At the composer’s request, the work was presented to the audience by guest stars of contemporary music from different countries, who have performed Furrer’s works many times before.

The vocal part was performed by Latvian mezzo-soprano Helena Sorokina. The golden-voiced singer’s field of interest is extremely broad, ranging from church vocal music to Edith Piaf programmes, from the classics to her latest passion for contemporary music. Her absolute pitch – her innate ability to accurately identify the pitch of the sound she hears – is particularly useful for this performance.

The bass clarinet was played by Italian Marco Sala, a performer specialising in contemporary music who has worked with ensembles such as the New Art and Music Ensemble Salzburg (NAMES) and the Antonio Vivaldi Orchestra. The work was accompanied by Roman Yusipey, a Ukrainian accordionist based in Germany, who performs with “Cremerata Baltica” and as a soloist.

About Beat Furrer

Born in Switzerland in 1954, Beat Furrer received his first-class musical education in Vienna. In 1985 he founded “Klangforum”, one of Europe’s leading contemporary music ensembles, in the Austrian capital, which he led until 1992, and with which he still collaborates as conductor. In addition to his impressive symphonic and instrumental works, Furrer is a prolific composer of operas. His first opera, Die Blinden (1989), was commissioned by the Vienna State Opera, and in 2006 his sound theatre production FAMA won the Golden Lion at the Venice Biennale. In 2019, his latest opera Violetter Schnee was staged at the Berlin State Opera.

For his great artistic achievements, Furrer was awarded the Vienna City Music Prize in 2003 and became a member of the Berlin Academy of Arts in 2005. In 2014, he was awarded the Grand Prize of the Austrian State and in 2018 the Ernst von Siemens Foundation Music Prize for Lifetime Achievement.

About the project “Music for Vilnius”

The International Festival of Indigenous Music “Music in Space” presents a part of the “Vilnius 700” programme “Music for Vilnius. Works by world composers for the spaces of the capital”.

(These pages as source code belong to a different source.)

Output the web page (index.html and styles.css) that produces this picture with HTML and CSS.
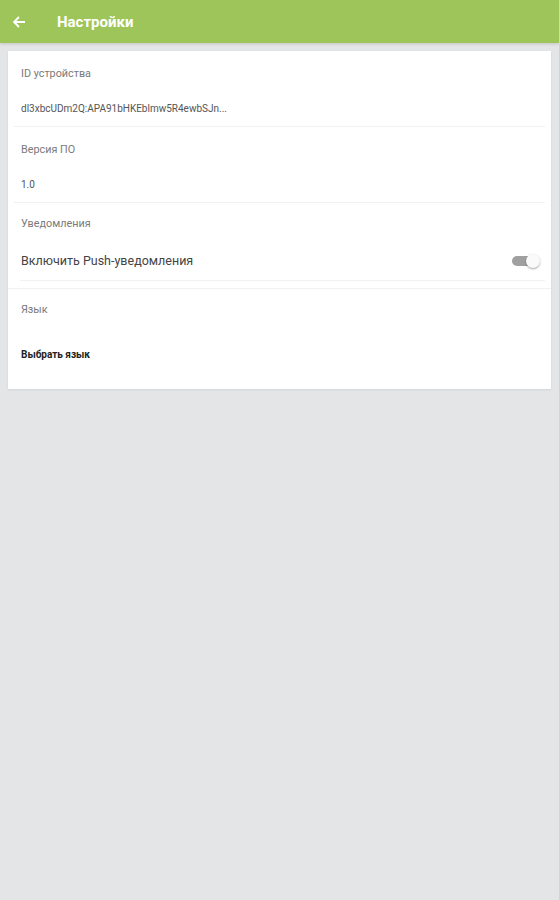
FILE: index.html
```html
<!DOCTYPE html>
<html lang="ru">
<head>
    <meta charset="UTF-8">
    <meta name="viewport" content="width=device-width, initial-scale=1.0">
    <title>Настройки</title>
    <link rel="stylesheet" href="styles.css">
</head>
<body>
    <header class="toolbar">
        <svg class="back" width="14" height="14" viewBox="0 0 14 14">
            <path d="M13 7H2M7 2L2 7l5 5" fill="none" stroke="#fff" stroke-width="1.8"/>
        </svg>
        <span class="toolbar-title">Настройки</span>
    </header>

    <div class="card">
        <div class="group">
            <div class="label">ID устройства</div>
            <div class="value">dl3xbcUDm2Q:APA91bHKEblmw5R4ewbSJn...</div>
        </div>
        <div class="divider"></div>
        <div class="group">
            <div class="label">Версия ПО</div>
            <div class="value">1.0</div>
        </div>
        <div class="divider"></div>
        <div class="group">
            <div class="label tight">Уведомления</div>
            <div class="switch-row">
                <span class="switch-text">Включить Push-уведомления</span>
                <span class="switch"><span class="thumb"></span></span>
            </div>
        </div>
        <div class="divider inset"></div>
        <div class="divider full"></div>
        <div class="group">
            <div class="label tight">Язык</div>
            <div class="action">Выбрать язык</div>
        </div>
    </div>
</body>
</html>
```

FILE: styles.css
```css
body {
    margin: 0;
    font-family: Roboto, "Noto Sans", sans-serif;
    background: #e3e5e6;
    min-height: 900px;
}
.toolbar {
    height: 43px;
    background: #9dc55a;
    display: flex;
    align-items: center;
    padding-left: 12px;
    box-shadow: 0 1px 3px rgba(0,0,0,0.15);
}
.back {
    margin-right: 31px;
}
.toolbar-title {
    color: #fff;
    font-size: 15px;
    font-weight: bold;
}
.card {
    margin: 8px 8px 0;
    background: #fff;
    padding-bottom: 28px;
    box-shadow: 0 1px 2px rgba(0,0,0,0.08);
}
.group {
    padding: 0 13px;
}
.label {
    padding-top: 17px;
    font-size: 10.8px;
    color: #7a7a7a;
    line-height: 12px;
}
.label.tight {
    padding-top: 15px;
}
.value {
    padding-top: 23px;
    padding-bottom: 12px;
    font-size: 10px;
    color: #555;
    line-height: 11px;
}
.divider {
    height: 1px;
    background: #f1f1f1;
    margin: 0 6px;
}
.divider.inset {
    margin: 0 6px 0 12px;
}
.divider.full {
    margin: 7px 0 0;
}
.switch-row {
    display: flex;
    align-items: center;
    justify-content: space-between;
    padding-top: 24px;
    padding-bottom: 12px;
}
.switch-text {
    font-size: 12.5px;
    color: #444;
    line-height: 14px;
}
.switch {
    position: relative;
    width: 24px;
    height: 10px;
    border-radius: 5px;
    background: #a0a0a0;
    margin-right: 2px;
}
.thumb {
    position: absolute;
    right: -4px;
    top: -2px;
    width: 14px;
    height: 14px;
    border-radius: 50%;
    background: #fafafa;
    box-shadow: 0 1px 2px rgba(0,0,0,0.35);
}
.action {
    padding-top: 33px;
    font-size: 10px;
    font-weight: bold;
    color: #222;
    line-height: 12px;
}
```
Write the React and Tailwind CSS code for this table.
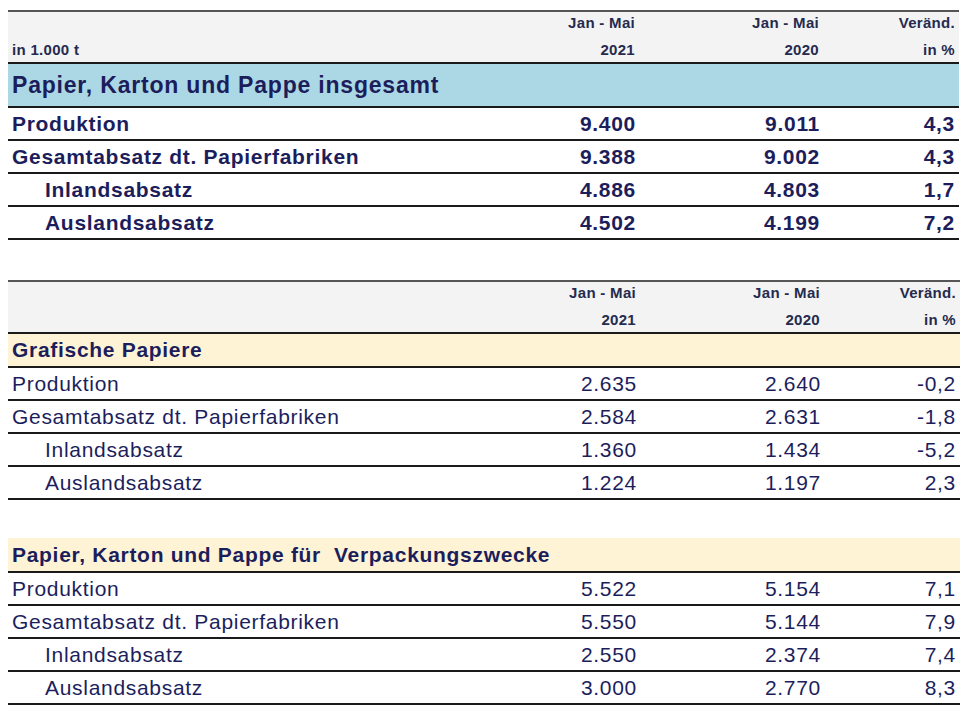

World-renowned composers of contemporary music from seven countries and cultures have created new works for selected places in the capital, especially for the 700th anniversary of Vilnius. Their works are presented in prestigious concert halls and festivals from New York to Tokyo. The world premieres of their works have been given in the venues of their choice.

The project started on 6 May and will end on 6 July. The participants are renowned composers from Japan, Germany, Italy, Ukraine, Poland, Austria and the United States of America, who were invited to create a piece for a Vilnius venue of their choice. In addition to the world premieres of these works, the project also presents a broader panorama of the invited composers’ work.